Sunday, 17 June 2007

Absent friends

A lot of women complain they can't find a suitable man - either they're stuck with a useless dickhead or they know a really bright, considerate guy who's giving them the brush-off.

Luckily I've fared pretty well with sexual relationships, but I have a similar problem when it comes to making friends - they're either liabilities or non-starters.

I really envy those people who have a wide circle of friends to give them support and encouragement at times of personal crisis or triumph. Right from my childhood I've never stumbled on the simple knack of forming deep and lasting friendships that go beyond the initial chatty bonhomie and light-hearted banter. There's a connective threshold I've never managed to cross.

I've tried often enough. Plenty of people have struck me as potential friends, people whose company would be rewarding and inspiring, but if we got together at all, too often it would be for weeks or months at best. Then inevitably something would go adrift, our meetings would lose their impetus and we would gradually lose touch.

On the few occasions when a friendship has lasted longer, the seeming friend's chronic unreliability, neediness or plain craziness has finally turned it sour.

I feel embarrassed and bemused that I lack this simple universal skill so routine to everyone else. It's discomforting when other people announce casually that they're "going out with friends" or they've "got a friend in a million", and I'm unable to reciprocate with my own happy tales of friendship. I always suspect they're secretly pitying me for my backward personality.

But no matter how much I watch other people effortlessly chattering to their friends, trying to work out how it's done, I'm left as baffled as ever by their social dexterity - like someone who's tone-deaf trying to understand music.

There it is, though, and I've learnt to be philosophical about my blind spot and to appreciate those gifts I do have. There are far worse traits than a failure to connect.

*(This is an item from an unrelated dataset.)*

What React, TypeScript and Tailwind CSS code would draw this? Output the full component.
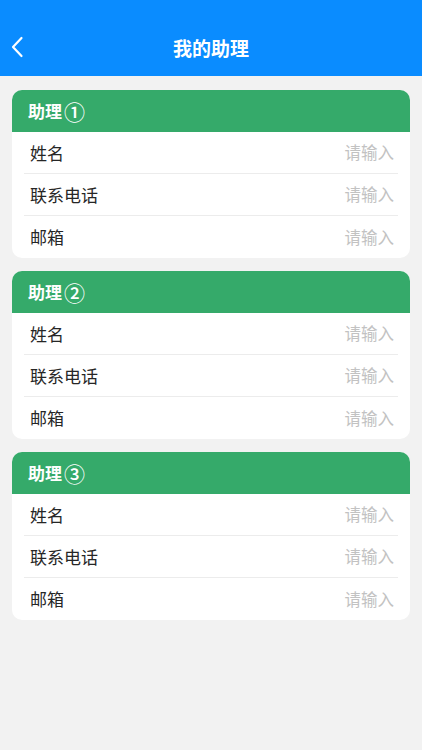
const fields = ['姓名', '联系电话', '邮箱'];
const assistants = [
  { label: '助理', num: '①' },
  { label: '助理', num: '②' },
  { label: '助理', num: '③' },
];

export default function App() {
  return (
    <div
      className="w-[422px] h-[750px] bg-[#f2f2f2] flex flex-col"
      style={{ fontFamily: '"Noto Sans CJK SC", "Noto Sans", sans-serif' }}
    >
      {/* Top bar */}
      <div className="h-[76px] bg-[#0a8cff] flex items-end pb-[11px] relative shrink-0">
        <div className="w-full h-[36px] flex items-center justify-center relative">
          <svg
            className="absolute left-[10px] top-[7px]"
            width="16"
            height="22"
            viewBox="0 0 16 22"
            fill="none"
            stroke="white"
            strokeWidth="2.2"
            strokeLinecap="round"
            strokeLinejoin="round"
          >
            <path d="M11.5 2 L3 11 L11.5 20" />
          </svg>
          <span className="text-white text-[19px] font-bold leading-none">我的助理</span>
        </div>
      </div>

      {/* Cards */}
      <div className="flex flex-col gap-[13px] px-[12px] pt-[14px]">
        {assistants.map((a) => (
          <div key={a.num} className="bg-white rounded-[10px] overflow-hidden">
            <div className="h-[42px] bg-[#35aa6a] flex items-center px-[16px]">
              <span className="text-white text-[17px] font-bold">{a.label}</span>
              <span className="text-white text-[21px] font-medium leading-none ml-[2px]">{a.num}</span>
            </div>
            <div className="px-[12px]">
              {fields.map((f, i) => (
                <div
                  key={f}
                  className={`h-[42px] flex items-center justify-between pl-[6px] pr-[4px] ${
                    i < fields.length - 1 ? 'border-b border-[#ececec]' : ''
                  }`}
                >
                  <span className="text-[17px] text-[#262626]">{f}</span>
                  <span className="text-[16.5px] text-[#c2c2c2]">请输入</span>
                </div>
              ))}
            </div>
          </div>
        ))}
      </div>
    </div>
  );
}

And at least I have one solid, enduring relationship that transcends friendship and gives so much extra meaning and significance to every aspect of my life. Jenny and I clicked instantly and we never looked back. A wee miracle.


  1. It gets more difficult as you get older and especially when you don't have kids, right? We move so much that I'm settling in a new place every few years trying to find friends. It can be exhausting and frustrating. My approach now is to meet people with low expectations. Then you can only be pleasantly surprised.
    Blogging helps, Nick.

  2. Social niceties as an introduction are usually a good indication that we won't turn out to be friends.

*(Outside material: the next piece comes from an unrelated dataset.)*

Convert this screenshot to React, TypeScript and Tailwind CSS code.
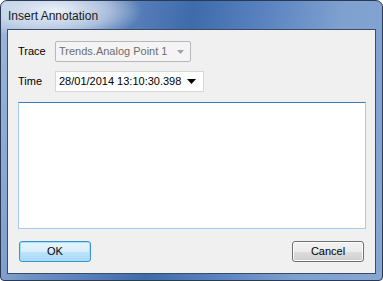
export default function App() {
  return (
    <div className="w-[383px] h-[281px] bg-white">
      <div className="w-[383px] h-[281px] rounded-t-[7px] rounded-b-[4px] border border-[#2b3a52] bg-[linear-gradient(100deg,#9db8dc_0%,#6f92c6_18%,#3f6bab_45%,#5a83c0_62%,#7fa1d0_80%,#86a6d3_100%)] flex flex-col font-['Liberation_Sans',Arial,sans-serif] text-[11px] text-black relative overflow-hidden">
        <div className="absolute left-[-30px] top-[-20px] w-[170px] h-[60px] rounded-full bg-[radial-gradient(ellipse_at_center,rgba(255,255,255,0.85)_0%,rgba(255,255,255,0.45)_45%,rgba(255,255,255,0)_72%)]" />
        <div className="h-[28px] pl-[7px] pt-[5px] relative leading-[20px] text-[12px] text-[#1a1a1a] whitespace-nowrap">
          Insert Annotation
        </div>
        <div className="mx-[6px] mb-[6px] flex-1 border border-[#3b4c66] bg-[#f0f0f0] relative flex flex-col pl-[10px] pr-[9px] pt-[11px]">
          <div className="flex items-center h-[21px]">
            <span className="w-[37px]">Trace</span>
            <div className="w-[136px] h-[21px] border border-[#b5b8bc] rounded-[2px] bg-[#f4f4f4] flex items-center pl-[3px] pr-[6px] text-[#6d6d6d] whitespace-nowrap">
              <span className="flex-1 leading-none">Trends.Analog Point 1</span>
              <svg width="7" height="4" viewBox="0 0 7 4">
                <path d="M0 0h7L3.5 4z" fill="#a0a0a0" />
              </svg>
            </div>
          </div>
          <div className="flex items-center h-[21px] mt-[9px]">
            <span className="w-[37px]">Time</span>
            <div className="w-[149px] h-[21px] border border-[#d5d7da] bg-white flex items-center pl-[3px] pr-[7px] whitespace-nowrap">
              <span className="flex-1 leading-none">28/01/2014 13:10:30.398</span>
              <svg width="9" height="5" viewBox="0 0 9 5">
                <path d="M0 0h9L4.5 5z" fill="#000" />
              </svg>
            </div>
          </div>
          <div className="mt-[10px] h-[127px] border border-[#a7cbe8] border-t-[#3d7bb4] bg-white" />
          <div className="flex justify-between mt-[12px] pl-[1px] pr-[2px]">
            <button className="w-[72px] h-[21px] rounded-[3px] border border-[#3c8fd0] bg-[linear-gradient(#e9f5fd_0%,#d7eefc_50%,#bde3fa_51%,#a8d9f8_100%)] shadow-[inset_0_0_0_1px_#9ee2fb] leading-none">
              OK
            </button>
            <button className="w-[72px] h-[21px] rounded-[3px] border border-[#707070] bg-[linear-gradient(#f2f2f2_0%,#ebebeb_50%,#dddddd_51%,#cfcfcf_100%)] shadow-[inset_0_0_0_1px_#fcfcfc] leading-none">
              Cancel
            </button>
          </div>
        </div>
      </div>
    </div>
  );
}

    The older I get the more I believe that if you're happy, then so what about anything else.

    Am sure there are people who spend a lifetime surrounded by 'friends' that they never connect with, but just acquire as a supposed reflection of how wonderful they are - using popularity as a weapon.

    I agree with medbh, but have found that I've moved from one who notices that people don't want to make new friends so much as they age, to the one who doesn't want to make so many new friends as I age. And I love it.

  3. Medbh - It doesn't seem to be age or lack of kids so much as just not meeting the right people at the right time. Yes maybe my expectations are too high - but I'm wary of getting in deep with the wrong person.

    Bell - Thanks for that - 'If you're happy, so what about anything else?' Yes I guess too many friends start to look like status symbols, but one or two bosom buddies would be nice (Sigh)

  4. Loads of different types of friends exist, some you trust with your life most you would be reluctant to tell your phone number at least you have found a special someone.

  5. I guess there're some people I would trust with my life, Flirty, even though I don't define them as 'friends'. Certainly plenty I wouldn't trust to do the right thing with my phone number.

  6. And Ii'm blessed with some wonderful kindred spirit friends and am seeking that soulmate. Go figure. *Sigh*
    Friends require ongoing care and maintenance, much like pets. And trust is a huge component, along with risk. And yes, I've been betrayed. Badly. Several times.
    But I would do it all over again.
    I'd say risk, Nick.
    What's the worst that can happen?
    What's the best?
    And somewhere in between is where you'll land.

  7. Flirty - you're just after my phone number, aren't you?

  8. Nothing wrong with high expectations I reckon. They got you Jenny didn't they :-)

  9. www - trust and risk, that's probably just what I don't do enough. I think I trusted people too much when I was younger and now I've overcompensated. I think also I'm intimidated by people who seem much smarter than me.

    con - very true! Think I'll hang on to those high expectations for the time being.

  10. Gorgeous hair. Who are those women?

  11. Oh hi there Annie. Yes fabulous hair, as you say. They're three Russian women from a blog called red october. It's a blog about the differences between Russia and USA. A bit iffy ideologically - Twisty it is not!!

  12. Annie - just catching up with your blog. "Friend-hunting is much trickier than man-hunting, because you can't lure them in with the false promise of sex at the end of the night." Nice one.

  13. Oh, okay, I thought they might have been your wife and children, for some bizarre reason.

    And thanks.

  14. My wife and children? What a great idea. Yes of course that's what they are - aren't they all just drop dead gorgeous? Actually we don't have any kids (see On Not Having Children 04.07) and Jennie's very shy about blogging her photo. Thus the filched trio.